Electrical Engineering Systems Seminar Series
Friday September 25, 2009
4:00 PM
070 Moore
Computation and Communication—Two sides of one tapestry?
Michael Gastpar, UC Berkeley
- Department of Electrical Engineering and Computer Sciences
Description/Abstract:
Abstract:
Networks have been studied in depth for the past several decades,
but one feature has received little attention until recently:
Interference. There is, of course, a good reason for this: In classical
networks such as supply chains and the wired internet, interference can
be addressed in a near-optimal fashion via simple protocols that avoid it.
However, in the networks of prime interest today, such as wireless ad hoc
networks, interference is often the dominant bottleneck and simply
avoiding it entails major performance penalties. Therefore, the next
important step is a thorough understanding of the nature of interference.
In this talk, we argue that interference can be understood as
computation: Multiple input signals are garbled together to produce a
certain output. This is nothing but a certain computation performed on
the input signals, possibly subject to noise or other stochastic effects.
We show how this perspective inspires novel paradigms for thinking about
communication in networks, including cooperation, "wireless network
coding," and interference management. In particular, the computational
perspective may help resolve the nagging question concerning the nature
of information in networks: We have argued earlier that the "bit", a
universal currency of information in single noisy channels, is
inappropriate in general networks. A more appropriate currency of
information could result from computational primitives, retaining
algebraic structure as a fundamental property of information.

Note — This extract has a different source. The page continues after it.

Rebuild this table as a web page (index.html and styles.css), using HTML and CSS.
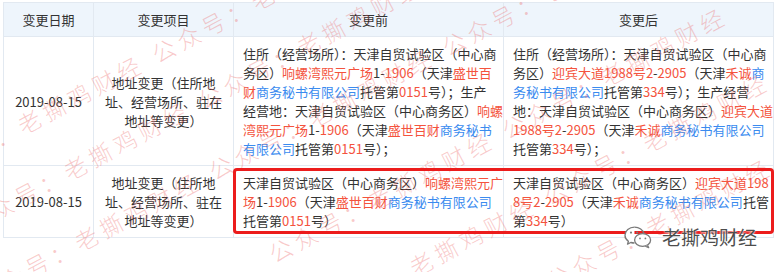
FILE: index.html
```html
<!DOCTYPE html>
<html lang="zh-CN">
<head>
<meta charset="utf-8">
<title>变更记录</title>
<link rel="stylesheet" href="styles.css">
</head>
<body>
<div class="page">
  <table class="chg">
    <colgroup>
      <col class="c1"><col class="c2"><col class="c3"><col class="c4">
    </colgroup>
    <thead>
      <tr><th>变更日期</th><th>变更项目</th><th>变更前</th><th>变更后</th></tr>
    </thead>
    <tbody>
      <tr class="row-a">
        <td class="mid">2019-08-15</td>
        <td class="mid">地址变更（住所地<br>址、经营场所、驻在<br>地址等变更）</td>
        <td class="txt">住所（经营场所）：天津自贸试验区（中心商<br>务区）<span class="r">响螺湾熙元广场</span>1-<span class="r">1906</span>（天津<span class="r">盛世百</span><br><span class="r">财</span><span class="b">商务秘书有限公司</span>托管第<span class="r">0151</span>号）；生产<br>经营地：天津自贸试验区（中心商务区）<span class="r">响螺</span><br><span class="r">湾熙元广场</span>1-<span class="r">1906</span>（天津<span class="r">盛世百财</span><span class="b">商务秘书</span><br><span class="b">有限公司</span>托管第<span class="r">0151</span>号）；</td>
        <td class="txt">住所（经营场所）：天津自贸试验区（中心商<br>务区）<span class="r">迎宾大道1988号2</span>-<span class="r">2905</span>（天津<span class="r">禾诚</span><span class="b">商</span><br><span class="b">务秘书有限公司</span>托管第<span class="r">334</span>号）；生产经营<br>地：天津自贸试验区（中心商务区）<span class="r">迎宾大道</span><br><span class="r">1988号2</span>-<span class="r">2905</span>（天津<span class="r">禾诚</span><span class="b">商务秘书有限公司</span><br>托管第<span class="r">334</span>号）；</td>
      </tr>
      <tr class="row-b">
        <td class="mid">2019-08-15</td>
        <td class="mid">地址变更（住所地<br>址、经营场所、驻在<br>地址等变更）</td>
        <td class="txt">天津自贸试验区（中心商务区）<span class="r">响螺湾熙元广</span><br><span class="r">场</span>1-<span class="r">1906</span>（天津<span class="r">盛世百财</span><span class="b">商务秘书有限公司</span><br>托管第<span class="r">0151</span>号）</td>
        <td class="txt">天津自贸试验区（中心商务区）<span class="r">迎宾大道198</span><br><span class="r">8号2</span>-<span class="r">2905</span>（天津<span class="r">禾诚</span><span class="b">商务秘书有限公司</span>托管<br>第<span class="r">334</span>号）</td>
      </tr>
    </tbody>
  </table>

  <div class="wm" aria-hidden="true">
    <span class="wl wl1"><span>公众号：老撕鸡财经</span><span>公众号：老撕鸡财经</span></span>
    <span class="wl wl2"><span>公众号：老撕鸡财经</span><span>公众号：老撕鸡财经</span></span>
    <span class="wl wl3"><span>公众号：老撕鸡财经</span><span>公众号：老撕鸡财经</span><span>公众号：老撕鸡财经</span></span>
    <span class="wl wl4"><span>公众号：老撕鸡财经</span><span>公众号：老撕鸡财经</span></span>
    <span class="wl wl5"><span>公众号：老撕鸡财经</span><span>公众号：老撕鸡财经</span></span>
    <span class="wl wl6"><span>公众号：老撕鸡财经</span></span>
  </div>

  <div class="hl-box"></div>

  <div class="brand">
    <svg class="wx" width="30" height="24" viewBox="0 0 30 24" aria-hidden="true">
      <path d="M11.5 2.2C6.2 2.2 2 5.8 2 10.2c0 2.5 1.3 4.6 3.4 6.1l-.9 2.9 3.3-1.7c1.1.3 2.3.5 3.6.5" fill="#fff" stroke="#7a7a7a" stroke-width="1.3" stroke-linejoin="round"/>
      <path d="M21 8.6c-.9-3.7-4.8-6.4-9.5-6.4" fill="none" stroke="#7a7a7a" stroke-width="1.3"/>
      <ellipse cx="19.6" cy="15" rx="8" ry="6.4" fill="#fff" stroke="#7a7a7a" stroke-width="1.3"/>
      <path d="M24.5 20.2l1.2 2.4-3.4-1.4" fill="#fff" stroke="#7a7a7a" stroke-width="1.2" stroke-linejoin="round"/>
      <circle cx="8" cy="7.6" r="1.1" fill="#7a7a7a"/>
      <circle cx="14.2" cy="7.6" r="1.1" fill="#7a7a7a"/>
      <circle cx="17" cy="13.4" r="0.9" fill="#7a7a7a"/>
      <circle cx="22.4" cy="13.4" r="0.9" fill="#7a7a7a"/>
    </svg>
    <span class="brand-name">老撕鸡财经</span>
  </div>
</div>
</body>
</html>
```
FILE: styles.css
```css
html, body {
  margin: 0;
  padding: 0;
  background: #fff;
}

.page {
  position: relative;
  width: 779px;
  height: 272px;
  overflow: hidden;
  box-sizing: border-box;
  padding: 2px 0 0 3px;
  font-family: "Noto Sans CJK SC", "Liberation Sans", sans-serif;
  font-size: 13px;
  color: #333;
}

.chg {
  border-collapse: collapse;
  table-layout: fixed;
  width: 770px;
}

.chg .c1 { width: 90px; }
.chg .c2 { width: 140px; }
.chg .c3 { width: 270px; }
.chg .c4 { width: 270px; }

.chg th,
.chg td {
  border: 1px solid #e2e9f1;
  font-weight: normal;
}

.chg th {
  background: #eef5fc;
  height: 33px;
  padding: 0;
  text-align: center;
  line-height: 19px;
}

.chg td {
  padding: 7px 8px 7px 9px;
  line-height: 19px;
  vertical-align: top;
  white-space: nowrap;
}

.chg td.mid {
  text-align: center;
  vertical-align: middle;
  padding-left: 4px;
  padding-right: 4px;
}

.r { color: #f4533d; }
.b { color: #3a8bef; }

/* watermark overlay */
.wm {
  position: absolute;
  inset: 0;
  pointer-events: none;
}

.wl {
  position: absolute;
  white-space: nowrap;
  font-size: 23px;
  font-weight: 300;
  line-height: 26px;
  letter-spacing: 5px;
  color: rgba(236, 100, 100, 0.34);
  transform: rotate(-28deg);
  transform-origin: 0 50%;
}

.wl > span {
  margin-right: 12px;
}

.wl1 { left: -80px; top: 166px; }
.wl2 { left: -34px; top: 212px; }
.wl3 { left: -23px; top: 283px; }
.wl4 { left: 270px; top: 242px; }
.wl5 { left: 312px; top: 308px; }
.wl6 { left: 548px; top: 269px; }

/* highlight box */
.hl-box {
  position: absolute;
  left: 233px;
  top: 168px;
  width: 541px;
  height: 66px;
  box-sizing: border-box;
  border: 3px solid #ec1c1c;
  border-radius: 4px;
}

/* brand mark */
.brand {
  position: absolute;
  left: 623px;
  top: 225px;
  display: flex;
  align-items: center;
  gap: 9px;
}

.brand-name {
  font-size: 19px;
  line-height: 24px;
  color: #4d4d4d;
  text-shadow: 0 0 2px #fff, 0 0 2px #fff;
}
```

Michael Gastpar (Ph.D. EPFL, 2002, M.S. UIUC, 1999, Dipl. El-Ing, ETH, 1997) is currently an Associate Professor in the Department of Electrical Engineering and Computer Sciences at the University of California, Berkeley. He was a visiting professor (2008/09) at the Technical University of Delft, The Netherlands (EWI-ICT). He was also a student in electrical engineering and philosophy at the Universities of Edinburgh and Lausanne, and a summer researcher in the Mathematics of Communications Department at Bell Labs, Lucent Technologies. His research interests are in network information theory and related coding and signal processing techniques, with applications to sensor networks and neuroscience. He won the 2002 EPFL Best Thesis Award, an NSF CAREER award in 2004, and an Okawa Foundation Research Grant in 2008. He is currently an Associate Editor for Shannon Theory for the IEEE Transactions on Information Theory, and he will serve as Technical Program Committee Co-Chair for the 2010 International Symposium on Information Theory, Austin, TX.